■ TASK TO COMPLETE
Pull every line that holds the word "TypeScript" from the entries.

■ SUPPLIED ENTRIES

------------------------------------------------------------------------

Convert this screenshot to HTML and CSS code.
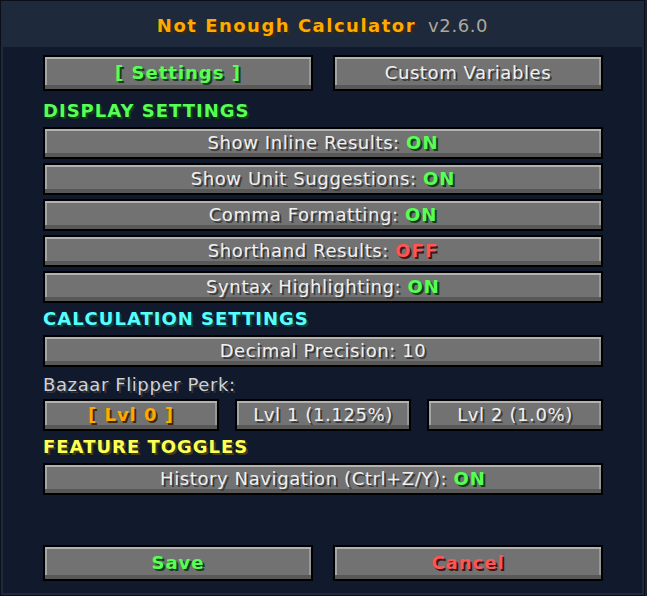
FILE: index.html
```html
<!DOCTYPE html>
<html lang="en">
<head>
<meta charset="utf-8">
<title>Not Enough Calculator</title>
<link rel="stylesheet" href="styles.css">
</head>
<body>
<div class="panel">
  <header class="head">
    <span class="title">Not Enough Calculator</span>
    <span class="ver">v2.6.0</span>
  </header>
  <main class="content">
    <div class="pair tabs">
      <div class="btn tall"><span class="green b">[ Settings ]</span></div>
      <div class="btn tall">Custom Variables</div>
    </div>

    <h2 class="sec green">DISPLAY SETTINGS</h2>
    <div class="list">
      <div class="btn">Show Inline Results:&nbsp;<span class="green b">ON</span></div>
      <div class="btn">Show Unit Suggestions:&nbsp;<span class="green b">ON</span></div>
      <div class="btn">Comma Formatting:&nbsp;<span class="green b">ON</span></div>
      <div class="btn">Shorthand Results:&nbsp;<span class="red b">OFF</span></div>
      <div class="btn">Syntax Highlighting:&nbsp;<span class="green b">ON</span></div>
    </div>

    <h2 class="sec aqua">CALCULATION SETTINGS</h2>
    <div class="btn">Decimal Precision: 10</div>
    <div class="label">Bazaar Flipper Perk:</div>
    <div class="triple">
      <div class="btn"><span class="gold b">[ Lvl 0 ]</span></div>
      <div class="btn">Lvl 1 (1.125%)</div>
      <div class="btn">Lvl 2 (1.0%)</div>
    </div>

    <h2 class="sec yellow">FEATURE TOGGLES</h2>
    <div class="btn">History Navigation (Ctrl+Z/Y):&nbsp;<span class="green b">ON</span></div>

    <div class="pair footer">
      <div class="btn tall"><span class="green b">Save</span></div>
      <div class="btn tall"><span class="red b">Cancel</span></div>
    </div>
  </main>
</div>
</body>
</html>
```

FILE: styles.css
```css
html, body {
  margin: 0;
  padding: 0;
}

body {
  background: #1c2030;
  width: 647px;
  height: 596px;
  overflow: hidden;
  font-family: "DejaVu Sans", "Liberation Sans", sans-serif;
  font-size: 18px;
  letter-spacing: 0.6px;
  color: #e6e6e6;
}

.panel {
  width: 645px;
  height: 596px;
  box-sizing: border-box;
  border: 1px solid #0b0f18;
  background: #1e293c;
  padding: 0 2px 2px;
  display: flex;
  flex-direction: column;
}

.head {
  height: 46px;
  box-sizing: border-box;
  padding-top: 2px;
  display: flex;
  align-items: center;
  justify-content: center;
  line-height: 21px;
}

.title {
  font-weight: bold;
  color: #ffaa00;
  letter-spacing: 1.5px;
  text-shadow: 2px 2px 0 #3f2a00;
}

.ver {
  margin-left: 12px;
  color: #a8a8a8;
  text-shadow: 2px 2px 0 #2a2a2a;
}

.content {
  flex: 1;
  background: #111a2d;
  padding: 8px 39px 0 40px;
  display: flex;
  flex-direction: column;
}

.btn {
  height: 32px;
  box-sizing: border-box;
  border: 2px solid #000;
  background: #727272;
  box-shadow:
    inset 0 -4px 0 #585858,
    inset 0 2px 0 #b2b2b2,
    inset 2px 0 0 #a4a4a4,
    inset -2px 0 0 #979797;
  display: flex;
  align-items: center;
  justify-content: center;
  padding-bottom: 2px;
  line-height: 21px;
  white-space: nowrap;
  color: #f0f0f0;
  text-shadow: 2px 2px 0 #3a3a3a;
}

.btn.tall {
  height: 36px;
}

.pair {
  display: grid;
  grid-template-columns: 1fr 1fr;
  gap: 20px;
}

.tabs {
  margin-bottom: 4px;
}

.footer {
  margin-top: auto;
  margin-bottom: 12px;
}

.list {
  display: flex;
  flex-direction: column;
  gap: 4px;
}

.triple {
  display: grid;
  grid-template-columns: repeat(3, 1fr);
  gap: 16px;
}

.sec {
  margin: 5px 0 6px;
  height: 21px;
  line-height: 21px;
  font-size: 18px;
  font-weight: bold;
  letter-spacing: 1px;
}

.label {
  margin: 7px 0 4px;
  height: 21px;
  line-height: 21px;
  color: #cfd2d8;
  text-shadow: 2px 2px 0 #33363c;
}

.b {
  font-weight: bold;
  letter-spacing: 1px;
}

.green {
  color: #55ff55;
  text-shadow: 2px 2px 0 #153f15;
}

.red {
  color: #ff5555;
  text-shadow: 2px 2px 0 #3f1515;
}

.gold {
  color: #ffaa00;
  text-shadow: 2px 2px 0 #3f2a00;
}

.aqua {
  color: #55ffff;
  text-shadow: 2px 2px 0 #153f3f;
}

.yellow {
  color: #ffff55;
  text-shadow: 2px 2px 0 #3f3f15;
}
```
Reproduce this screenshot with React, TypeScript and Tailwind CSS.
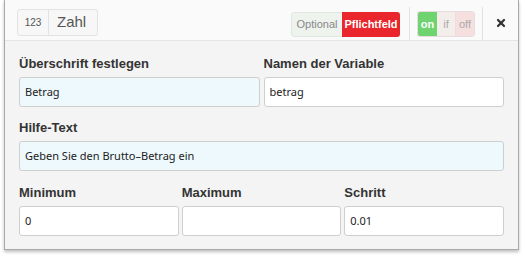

------------------------------------------------------------------------

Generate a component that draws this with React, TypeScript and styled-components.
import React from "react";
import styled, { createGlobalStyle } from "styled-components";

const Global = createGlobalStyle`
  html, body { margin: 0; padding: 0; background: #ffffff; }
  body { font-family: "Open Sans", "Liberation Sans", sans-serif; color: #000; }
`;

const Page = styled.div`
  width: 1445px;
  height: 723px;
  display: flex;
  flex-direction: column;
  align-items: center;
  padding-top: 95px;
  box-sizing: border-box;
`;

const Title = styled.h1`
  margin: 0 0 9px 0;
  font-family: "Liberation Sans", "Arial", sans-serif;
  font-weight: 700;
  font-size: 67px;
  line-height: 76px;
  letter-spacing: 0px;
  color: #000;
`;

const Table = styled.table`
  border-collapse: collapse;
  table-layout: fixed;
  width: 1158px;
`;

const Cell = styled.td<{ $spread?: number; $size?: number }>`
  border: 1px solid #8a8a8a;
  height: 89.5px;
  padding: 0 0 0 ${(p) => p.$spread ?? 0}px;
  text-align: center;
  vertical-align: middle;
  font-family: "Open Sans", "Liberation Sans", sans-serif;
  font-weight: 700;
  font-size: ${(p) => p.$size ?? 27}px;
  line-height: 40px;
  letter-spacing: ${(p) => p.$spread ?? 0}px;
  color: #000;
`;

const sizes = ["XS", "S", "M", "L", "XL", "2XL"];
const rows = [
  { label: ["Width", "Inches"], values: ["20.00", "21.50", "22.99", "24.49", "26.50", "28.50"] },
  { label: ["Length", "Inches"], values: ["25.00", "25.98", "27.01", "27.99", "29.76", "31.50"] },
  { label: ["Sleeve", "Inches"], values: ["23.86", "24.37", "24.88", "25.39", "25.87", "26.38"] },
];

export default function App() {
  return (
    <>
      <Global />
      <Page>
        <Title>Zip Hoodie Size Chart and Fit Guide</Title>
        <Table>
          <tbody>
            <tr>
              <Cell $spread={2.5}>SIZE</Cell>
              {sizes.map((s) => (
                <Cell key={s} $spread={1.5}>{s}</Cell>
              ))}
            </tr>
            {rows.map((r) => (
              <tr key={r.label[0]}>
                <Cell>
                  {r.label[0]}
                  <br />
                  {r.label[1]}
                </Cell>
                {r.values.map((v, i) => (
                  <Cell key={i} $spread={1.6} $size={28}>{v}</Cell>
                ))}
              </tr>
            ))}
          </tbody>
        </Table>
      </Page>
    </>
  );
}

------------------------------------------------------------------------

■ OUTPUT OF THE EXERCISE
Reproduce this screenshot with React, TypeScript and Tailwind CSS.
Generate a component that draws this with React, TypeScript and styled-components.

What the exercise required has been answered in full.